Class of 1978 Pavilion, sixth floor of Van Pelt-Dietrich Library


Please join us for our next meeting of the 2019-2020 Workshop in the History of Material Texts. We will convene Monday, October 28th at 5:15 PM in the Class of 1978 Pavilion on the sixth floor of Van Pelt-Dietrich Library.

We will be welcoming David Kazanjian (Penn) for a talk entitled "Documenting Dispossession in the 1690s." David writes:

I will discuss my research on dispossession in Mexico and New England at the turn of the 18th century, focusing on two quite differently documented legal cases in the archives of two empires with contrasting notarial practices: one involving an Afro-Yucatecan man named Juan Patricio, as recorded in an over 700-page legajo held in the Archivo de Indias in Seville, and another involving an African American man from Boston named Adam, as recorded in about 30 pages of fragmentary documents from the Suffolk Court Files held at the Massachusetts Archives in Boston. I will discuss the hermeneutic challenges and possibilities of working on cases that were quite differently documented. In the larger project to which this research contributes, I contend that we can read these cases for glimpses of Juan Patricio and Adam’s subaltern theories of dispossession. Whereas many contemporary theories of dispossession presuppose that the dispossessed previously owned what was stolen from them, and thus seek the return of their stolen possessions, Adam and Juan Patricio seem to eschew possession as such even as they critique dispossession. They thus can be said to offer anti-foundationalist theories of dispossession as well as anti-dispossessive politics at odds with possessiveness.

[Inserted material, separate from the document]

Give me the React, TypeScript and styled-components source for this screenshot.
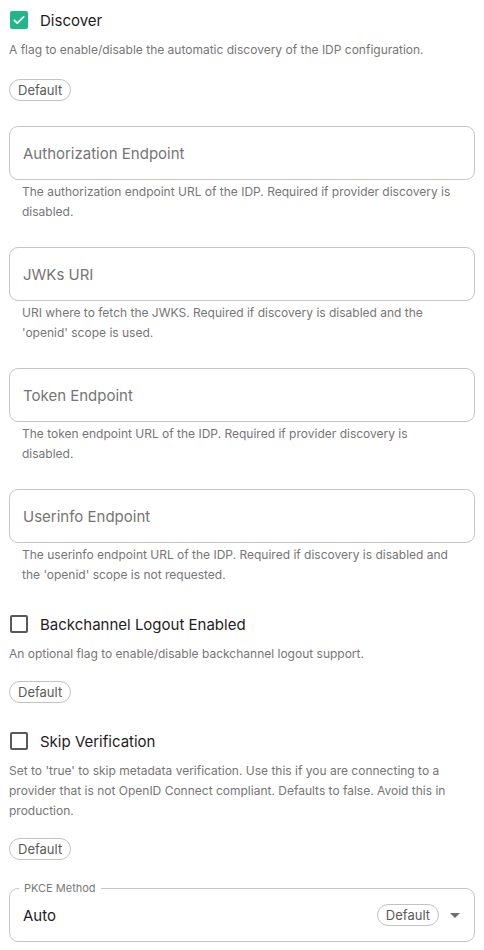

David Kazanjian is Professor of English and Comparative Literature at the University of Pennsylvania. His areas of specialization are transnational American literary and historical studies through the nineteenth century, Latin American studies (especially nineteenth-century Mexico), political philosophy, continental philosophy, colonial discourse studies, and Armenian diaspora studies. He is a member of the organizing collectives of the Tepoztlán Institute and of the journal Social Text. His first monograph, The Colonizing Trick: National Culture and Imperial Citizenship in Early America (Minnesota) offers a comparative study of colonial and antebellum, racial and national formations, and a critique of the formal egalitarianism that animated early U.S. citizenship. He has co-edited (with David L. Eng) Loss: The Politics of Mourning (California), as well as (with Shay Brawn, Bonnie Dow, Lisa Maria Hogeland, Mary Klages, Deb Meem, and Rhonda Pettit) The Aunt Lute Anthology of U.S. Women Writers, Volume One: Seventeenth through Nineteenth Centuries (Aunt Lute Books). His most recent monograph, The Brink of Freedom: Improvising Life in the Nineteenth-Century Atlantic World (Duke), offers a study of two nineteenth-century social movements (immigration to Liberia and the Caste War of Yucatán) that improvised with liberal discursive practices of freedom.